“Excuse me,” I say.

The lady looks up. “Yes?”


“Y’all got poetry books?”


She smiles. “Yes.” She takes off her glasses and hangs them on her shirt. 

“Lots.” She steps around the counter. “People bring them in all the time. I’ll show you.” 

She’s walking now, briskly. I’m in tow. “Are you looking for a specific title?”


I’m not, and this is by design. 

Ambling through the stacks of a used bookstore is part of the fun, 

I think, especially when I’m browsing poetry books.


“Not really,” I say, “but I’ll know it when I see it.”


I’ve been buying used poetry books for years. 


When I find a good one,

I take it home and either use the pages as art,

ripping them out and modge-podging them to VHS tapes,

and sometimes I put certain pages

under the windshield wipers of people I know

or Cybertrucks just for the fuck of it.


I even been known to frame and matte

the best pages and hang them around my home.

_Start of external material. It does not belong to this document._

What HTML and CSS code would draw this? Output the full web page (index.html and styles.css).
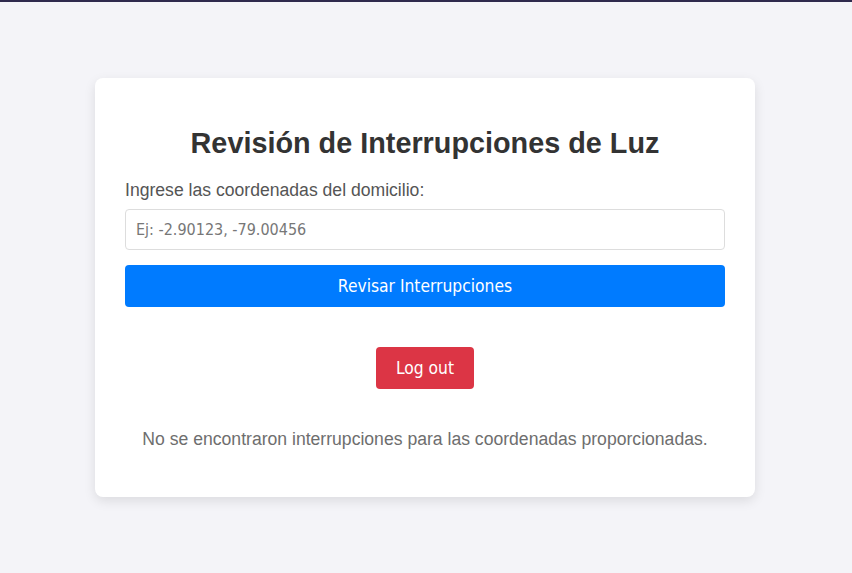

The lady stops and gestures at an aisle of shelves.

“I know what you mean,” she says. “Good luck. Let me know if you need anything else.”


“Thank you.”


I see it almost immediately:


A thin, long, bright-red spine.

I tilt my head to read the title: Picasso Poems.


There’s an inscription in the top-right corner:


It reads simply:


12-25-04

Merry Xmas, Dan!

Love, Dad


I read it again and I see.


I see “Dan” unwrapping Picasso Poems on Christmas.


I see him riffling through it, smiling, and getting up to hug Dad.


I see the satisfaction on Dad’s face—his pride, perhaps—and I imagine 

how he might feel seeing me right now, holding his present, 

reading the note meant for his son.


And it makes me wonder…


What happened?


Why this book is here, on sale for three dollars and not on a shelf in Dan’s home?


I wonder and it makes me feel such strangeness, s

uch sadness that this intimate message, 

once written with love is now amid the clinical stacks 

and fluorescent lights of Half Price Books.


But why am I thinking this way?


Is it me? Is it inherent? Am I built to seek out emotion?


Or am I, as a writer, conditioned to think this way?

To see stories everywhere? 

To create narratives and scenarios out of near nothingness?


Is this just how writers move through the world?